Digitized adiabatic quantum factorization is a hybrid algorithm that exploits the advantage of digitized quantum computers to implement efficient adiabatic algorithms for factorization through gate decompositions of analog evolutions. In this paper, we harness the flexibility of digitized computers to derive a digitized adiabatic algorithm able to reduce the gate-demanding costs of implementing factorization. To this end, we propose a new approach for adiabatic factorization by encoding the solution of the problem in the kernel subspace of the problem Hamiltonian, instead of using ground-state encoding considered in the standard adiabatic factorization proposed by Peng $et$ $al$. [Phys. Rev. Lett. 101, 220405 (2008)]. Our encoding enables the design of adiabatic factorization algorithms belonging to the class of Quadratic Unconstrained Binary Optimization (QUBO) methods, instead the Polinomial Unconstrained Binary Optimization (PUBO) used by standard adiabatic factorization. We illustrate the performance of our QUBO algorithm by implementing the factorization of integers $N$ up to 8 bits. The results demonstrate a substantial improvement over the PUBO formulation, both in terms of reduced circuit complexity and increased fidelity in identifying the correct solution.

Figures (3)

• Figure 1: Single layer circuit of the (a) PUBO and (b) QUBO algorithms for factoring $N = 25$. While PUBO circuit requires three- and four-qubit gates, which can be decomposed according the circuits in (c), the QUBO algorithm requires two-qubit gates only. We define the circuit gates as $\hat{Z}_{2\gamma_p} = \exp( i \gamma_p \hat{\sigma}^{z}_k )$, $\hat{X}_{2\beta_p} = \exp( i \beta_p \hat{\sigma}^{x}_k )$, $\hat{Z}_{2\gamma_p}^{(2)} = \exp( i \gamma_p \hat{\sigma}^{z}_k \hat{\sigma}^{z}_m )$, $\hat{Z}_{2\gamma_p}^{(3)} = \exp( i \gamma_p \hat{\sigma}^{z}_k \hat{\sigma}^{z}_m \hat{\sigma}^{z}_n )$, $\hat{Z}_{2\gamma_p}^{(4)} = \exp( i \gamma_p \hat{\sigma}^{z}_k \hat{\sigma}^{z}_m \hat{\sigma}^{z}_n \sigma^{z}_l )$. (d) Fidelity of finding the right solution as function o the number of layers for the PUBO and QUBO algorithms, followed by (e) the behavior of the cost function for each model.

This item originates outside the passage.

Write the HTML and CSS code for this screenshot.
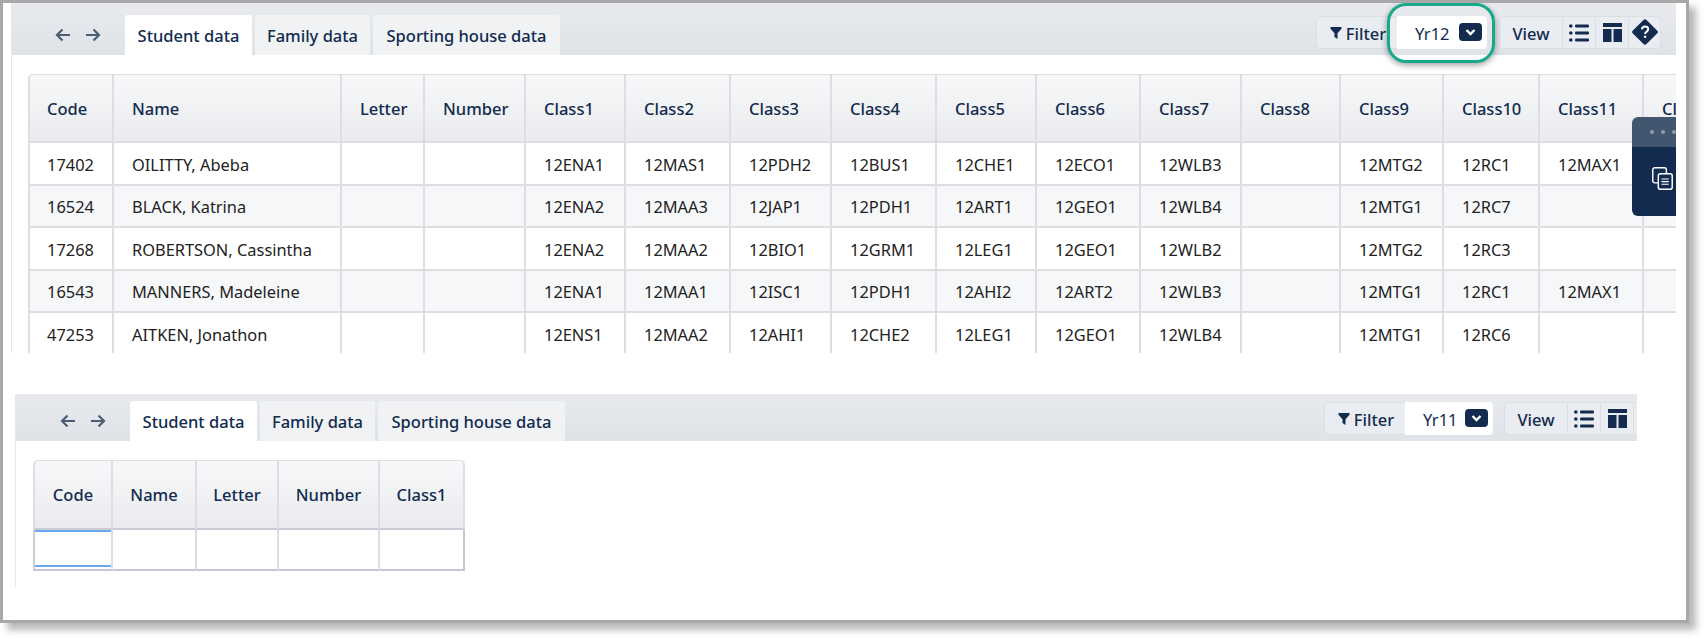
FILE: index.html
```html
<!DOCTYPE html>
<html lang="en">
<head>
<meta charset="utf-8">
<title>Student data</title>
<link rel="stylesheet" href="styles.css">
</head>
<body>
<svg class="defs" width="0" height="0" aria-hidden="true">
  <defs>
    <symbol id="i-left" viewBox="0 0 16 14"><path d="M15 7H2M7.500 1.500 2 7l5.500 5.500" fill="none" stroke="currentColor" stroke-width="2.200"/></symbol>
    <symbol id="i-right" viewBox="0 0 16 14"><path d="M1 7h13M8.500 1.500 14 7l-5.500 5.500" fill="none" stroke="currentColor" stroke-width="2.200"/></symbol>
    <symbol id="i-funnel" viewBox="0 0 12 12"><path d="M.5 0h11v1.700L7.500 6.300V12L4.500 10V6.300L.5 1.700z" fill="currentColor"/></symbol>
    <symbol id="i-list" viewBox="0 0 20 18"><g fill="currentColor"><circle cx="1.800" cy="2" r="1.800"/><circle cx="1.800" cy="9" r="1.800"/><circle cx="1.800" cy="16" r="1.800"/><rect x="6" y=".5" width="14" height="3" rx="1.200"/><rect x="6" y="7.500" width="14" height="3" rx="1.200"/><rect x="6" y="14.500" width="14" height="3" rx="1.200"/></g></symbol>
    <symbol id="i-layout" viewBox="0 0 19 19"><g fill="currentColor"><rect width="19" height="4"/><rect y="6" width="8.500" height="13"/><rect x="10.500" y="6" width="8.500" height="13"/></g></symbol>
    <symbol id="i-help" viewBox="0 0 26 26"><path d="M11.500.9a2.100 2.100 0 0 1 3 0l10.600 10.600a2.100 2.100 0 0 1 0 3L14.500 25.100a2.100 2.100 0 0 1-3 0L.9 14.500a2.100 2.100 0 0 1 0-3z" fill="currentColor"/><path d="M9.900 10.300c.2-1.700 1.500-2.700 3.200-2.700 1.800 0 3.100 1 3.100 2.600 0 2.500-3.100 2.500-3.100 4.700" fill="none" stroke="#fff" stroke-width="2"/><circle cx="13.100" cy="17.700" r="1.300" fill="#fff"/></symbol>
    <symbol id="i-chevron" viewBox="0 0 23 18"><rect width="23" height="18" rx="4" fill="currentColor"/><path d="M7.500 7l4 4 4-4" fill="none" stroke="#fff" stroke-width="2.400"/></symbol>
  </defs>
</svg>

<main class="frame">
  <section class="panel panel-top">
    <header class="toolbar">
      <nav class="nav">
        <svg class="arrow"><use href="#i-left"/></svg>
        <svg class="arrow"><use href="#i-right"/></svg>
      </nav>
      <div class="tabs">
        <span class="tab tab-student active">Student data</span>
        <span class="tab tab-family">Family data</span>
        <span class="tab tab-sport">Sporting house data</span>
      </div>
      <div class="controls">
        <div class="group">
          <span class="btn btn-filter"><svg class="funnel"><use href="#i-funnel"/></svg>Filter</span>
          <span class="select">Yr12<svg class="chevron"><use href="#i-chevron"/></svg><i class="ring"></i></span>
        </div>
        <div class="group">
          <span class="btn btn-view">View</span>
          <span class="btn btn-icon"><svg class="ic-list"><use href="#i-list"/></svg></span>
          <span class="btn btn-icon"><svg class="ic-layout"><use href="#i-layout"/></svg></span>
          <span class="btn btn-icon"><svg class="ic-help"><use href="#i-help"/></svg></span>
        </div>
      </div>
    </header>
    <div class="body">
      <table class="grid grid-wide">
        <colgroup>
          <col class="w86"><col class="w228"><col class="w83"><col class="w101"><col class="w100"><col class="w105"><col class="w101"><col class="w105"><col class="w100"><col class="w104"><col class="w101"><col class="w99"><col class="w103"><col class="w96"><col class="w104"><col class="w100">
        </colgroup>
        <thead>
          <tr><th>Code</th><th>Name</th><th>Letter</th><th>Number</th><th>Class1</th><th>Class2</th><th>Class3</th><th>Class4</th><th>Class5</th><th>Class6</th><th>Class7</th><th>Class8</th><th>Class9</th><th>Class10</th><th>Class11</th><th>Class12</th></tr>
        </thead>
        <tbody>
          <tr><td>17402</td><td>OILITTY, Abeba</td><td></td><td></td><td>12ENA1</td><td>12MAS1</td><td>12PDH2</td><td>12BUS1</td><td>12CHE1</td><td>12ECO1</td><td>12WLB3</td><td></td><td>12MTG2</td><td>12RC1</td><td>12MAX1</td><td></td></tr>
          <tr><td>16524</td><td>BLACK, Katrina</td><td></td><td></td><td>12ENA2</td><td>12MAA3</td><td>12JAP1</td><td>12PDH1</td><td>12ART1</td><td>12GEO1</td><td>12WLB4</td><td></td><td>12MTG1</td><td>12RC7</td><td></td><td></td></tr>
          <tr><td>17268</td><td>ROBERTSON, Cassintha</td><td></td><td></td><td>12ENA2</td><td>12MAA2</td><td>12BIO1</td><td>12GRM1</td><td>12LEG1</td><td>12GEO1</td><td>12WLB2</td><td></td><td>12MTG2</td><td>12RC3</td><td></td><td></td></tr>
          <tr><td>16543</td><td>MANNERS, Madeleine</td><td></td><td></td><td>12ENA1</td><td>12MAA1</td><td>12ISC1</td><td>12PDH1</td><td>12AHI2</td><td>12ART2</td><td>12WLB3</td><td></td><td>12MTG1</td><td>12RC1</td><td>12MAX1</td><td></td></tr>
          <tr><td>47253</td><td>AITKEN, Jonathon</td><td></td><td></td><td>12ENS1</td><td>12MAA2</td><td>12AHI1</td><td>12CHE2</td><td>12LEG1</td><td>12GEO1</td><td>12WLB4</td><td></td><td>12MTG1</td><td>12RC6</td><td></td><td></td></tr>
        </tbody>
      </table>
      <aside class="float">
        <div class="float-head"><b></b><b></b><b></b></div>
        <div class="float-body">
          <svg class="copy" viewBox="0 0 20 22"><g fill="none" stroke="#fff" stroke-width="1.400"><rect x=".7" y=".7" width="13" height="14.500" rx="2"/><rect x="6" y="6.500" width="13.300" height="14.800" rx="2" fill="#122b4f"/><path d="M9 11.500h7M9 14h7M9 16.500h7" stroke-width="1.100"/></g></svg>
        </div>
      </aside>
    </div>
  </section>

  <section class="panel panel-bottom">
    <header class="toolbar">
      <nav class="nav">
        <svg class="arrow"><use href="#i-left"/></svg>
        <svg class="arrow"><use href="#i-right"/></svg>
      </nav>
      <div class="tabs">
        <span class="tab tab-student active">Student data</span>
        <span class="tab tab-family">Family data</span>
        <span class="tab tab-sport">Sporting house data</span>
      </div>
      <div class="controls">
        <div class="group">
          <span class="btn btn-filter"><svg class="funnel"><use href="#i-funnel"/></svg>Filter</span>
          <span class="select">Yr11<svg class="chevron"><use href="#i-chevron"/></svg></span>
        </div>
        <div class="group">
          <span class="btn btn-view">View</span>
          <span class="btn btn-icon"><svg class="ic-list"><use href="#i-list"/></svg></span>
          <span class="btn btn-icon"><svg class="ic-layout"><use href="#i-layout"/></svg></span>
          <span class="btn btn-icon"><svg class="ic-help"><use href="#i-help"/></svg></span>
        </div>
      </div>
    </header>
    <div class="body">
      <table class="grid grid-small">
        <colgroup>
          <col class="w80"><col class="w84"><col class="w82"><col class="w101"><col class="w85">
        </colgroup>
        <thead>
          <tr><th>Code</th><th>Name</th><th>Letter</th><th>Number</th><th>Class1</th></tr>
        </thead>
        <tbody>
          <tr><td class="focus"></td><td></td><td></td><td></td><td></td></tr>
        </tbody>
      </table>
    </div>
  </section>
</main>
</body>
</html>
```

FILE: styles.css
```css
* { box-sizing: border-box; }

html, body {
  margin: 0;
  background: #fff;
}

body {
  height: 639px;
  overflow: hidden;
  font-family: "Noto Sans", "Open Sans", sans-serif;
  font-size: 16px;
  color: #122b4f;
}

.defs { position: absolute; }

.frame {
  width: 1689px;
  height: 623px;
  border: 3px solid #a8a8a8;
  background: #fff;
  box-shadow: 7px 7px 7px rgba(0, 0, 0, .28);
}

.panel {
  overflow: hidden;
  border-left: 1px solid #e4e6e8;
}

.panel-top {
  width: 1665px;
  height: 350px;
  margin-left: 8px;
}

.panel-bottom {
  width: 1622px;
  height: 193px;
  margin-top: 41px;
  margin-left: 12px;
}

.toolbar {
  display: flex;
  align-items: flex-end;
  background: linear-gradient(#e8eaee, #dfe2e7);
}

.panel-top .toolbar { height: 52px; }
.panel-bottom .toolbar { height: 47px; }

.nav {
  display: flex;
  gap: 14px;
  width: 113px;
  padding-left: 43px;
  align-self: flex-end;
  height: 40px;
  align-items: center;
  color: #4a5d78;
}

.panel-bottom .nav { width: 114px; padding-left: 44px; }

.arrow { width: 16px; height: 14px; }

.tabs {
  display: flex;
  gap: 3px;
}

.tab {
  display: flex;
  align-items: center;
  justify-content: center;
  height: 40px;
  border-radius: 3px 3px 0 0;
  background: #f0f2f4;
  font-weight: 500;
  font-size: 16.500px;
  white-space: nowrap;
}

.tab.active { background: #fff; }
.tab-student { width: 127px; }
.tab-family { width: 115px; }
.tab-sport { width: 187px; }

.controls {
  display: flex;
  gap: 12px;
  align-self: flex-start;
  margin-left: auto;
  margin-right: 15px;
  flex-shrink: 0;
  font-weight: 500;
  font-size: 16.500px;
}

.panel-top .controls { margin-top: 13px; }
.panel-bottom .controls { margin-top: 8px; margin-right: -29px; gap: 11px; }

.group { display: flex; height: 33px; }

.btn {
  display: flex;
  align-items: center;
  justify-content: center;
  border: 1px solid #dcdfe4;
  border-right-width: 0;
  background: #e9ecf0;
}

.btn:first-child { border-radius: 5px 0 0 5px; }
.btn:last-child { border-right-width: 1px; border-radius: 0 5px 5px 0; }

.btn-filter {
  width: 81px;
  gap: 4px;
  padding: 1px 0 0 2px;
}

.btn-view { width: 63px; padding-top: 1px; }
.btn-icon { width: 33px; }

.funnel { width: 12px; height: 12px; margin-top: -1px; }
.ic-list { width: 20px; height: 18px; }
.ic-layout { width: 19px; height: 19px; }
.ic-help { width: 26px; height: 26px; margin-top: -2px; }

.select {
  position: relative;
  display: flex;
  align-items: center;
  width: 90px;
  padding: 1px 0 0 18px;
  background: #fff;
  border-radius: 0 4px 4px 0;
  font-weight: 400;
}

.panel-bottom .select { width: 88px; }

.chevron {
  width: 23px;
  height: 18px;
  margin: -2px 5px 0 auto;
}

.ring {
  position: absolute;
  left: -10px;
  right: -8px;
  top: -13px;
  bottom: -14px;
  border: 3px solid #17a98a;
  border-radius: 19px;
  box-shadow: 0 2px 6px rgba(0, 0, 0, .4);
}

.body {
  position: relative;
  overflow: hidden;
  padding: 19px 0 0 16px;
}

.panel-bottom .body { padding-left: 17px; }

.panel-top .body { height: 298px; }
.panel-bottom .body { height: 146px; }

.grid {
  table-layout: fixed;
  border-collapse: separate;
  border-spacing: 0;
  font-size: 16.400px;
}

.grid-wide { width: 1716px; }
.grid-small { width: 432px; }

.w80 { width: 80px; }
.w82 { width: 82px; }
.w83 { width: 83px; }
.w85 { width: 85px; }
.w86 { width: 86px; }
.w96 { width: 96px; }
.w99 { width: 99px; }
.w100 { width: 100px; }
.w101 { width: 101px; }
.w103 { width: 103px; }
.w104 { width: 104px; }
.w105 { width: 105px; }
.w84 { width: 84px; }
.w228 { width: 228px; }

th, td {
  padding: 0 0 0 18px;
  border-right: 2px solid #dcdee2;
  border-bottom: 2px solid #dcdee2;
  text-align: left;
  white-space: nowrap;
  overflow: hidden;
}

th {
  height: 69px;
  border-top: 1px solid #dcdee2;
  background: linear-gradient(#f7f8f9, #e9ebee);
  font-weight: 500;
  font-size: 16.500px;
  color: #122b4f;
}

th:first-child, td:first-child {
  padding-left: 17px;
  border-left: 2px solid #dcdee2;
}

th:first-child { border-top-left-radius: 5px; }

td {
  height: 42.500px;
  padding-top: 2px;
  font-weight: 400;
  color: #222;
}

tbody tr:nth-child(even) td { background: #f6f7f9; }

.grid-small th {
  height: 70px;
  padding: 0;
  text-align: center;
  border-bottom-color: #c9ccd2;
}

.grid-small th:last-child { border-top-right-radius: 5px; }

.grid-small td {
  height: 41px;
  border-bottom-color: #c3c9d1;
}

.grid-small td:first-child { border-left-color: #c9ced6; }

.grid-small td:last-child { border-right-color: #c3c9d1; }

td.focus {
  box-shadow: inset 0 2px #6aa9ee, inset 0 -2px #fff, inset 0 -4px #6aa9ee;
}

.float {
  position: absolute;
  top: 62px;
  right: 0;
  width: 44px;
  height: 99px;
  display: flex;
  flex-direction: column;
  border-radius: 6px 0 0 6px;
  overflow: hidden;
}

.float-head {
  display: flex;
  align-items: center;
  gap: 7px;
  height: 30px;
  padding-left: 18px;
  background: #42566f;
}

.float-head b {
  width: 4px;
  height: 4px;
  flex-shrink: 0;
  border-radius: 50%;
  background: #8e9bab;
}

.float-body {
  flex: 1;
  padding: 20px 0 0 20px;
  background: #122b4f;
}

.copy { display: block; width: 21px; height: 23px; }
```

• Figure 2: (a) Single-layer circuit scaling of PUBO and QUBO algorithms in terms of the number of CNOTs per layer as a function of $N$. In (b) and (c), respectively, we show the behavior of the smallest (final) value of the cost function $\mathcal{C}_\mathrm{min}$ and the confidence of each algorithm as function of $N$. For the number $N=119$ we present (d) the normalized cost $\mathcal{C}_{l}/\mathcal{C}_{l=1}$ as function $l$, showing the behavior of the cost for each algorithm. Complementarily, we show in (f) and (g) the population distribution in the computational basis ordered from highest to lowest populated states for the PUBO and QUBO algorithms, respectively, where we highlight the corresponding desired solution. Similar data are shown for the number $N=143$ in (e,h,i). "Others" constitutes the sum of populations of all computation states not displayed.
• Figure 3: Normalized energy spectra $|\tilde{E}_{n}| = |E_{n}|/E_{\mathrm{max}}$ of the (a) PUBO Hamiltonian and (b) QUBO Hamiltonian used for factorization of $N=119$, where the $x$-axis shows the decimal encoding of computational basis states. The eigenstate corresponding to the solution ($\widetilde{E}=0$) is marked with red star symbol. Similar plots are shown for the number $N=143$ in (c) and (d). The panels (e) and (f) show the same spectra as (a,b) and (c,d), respectively, but we use a basis ordering based on the energy $|\tilde{E}_{n}|$. This graphs, including the inset plots, allow us to observe how the minimum norm $|\tilde{E}_{n}|$ search is challenged by the high density of states in the PUBO algorithm compared to the QUBO approach.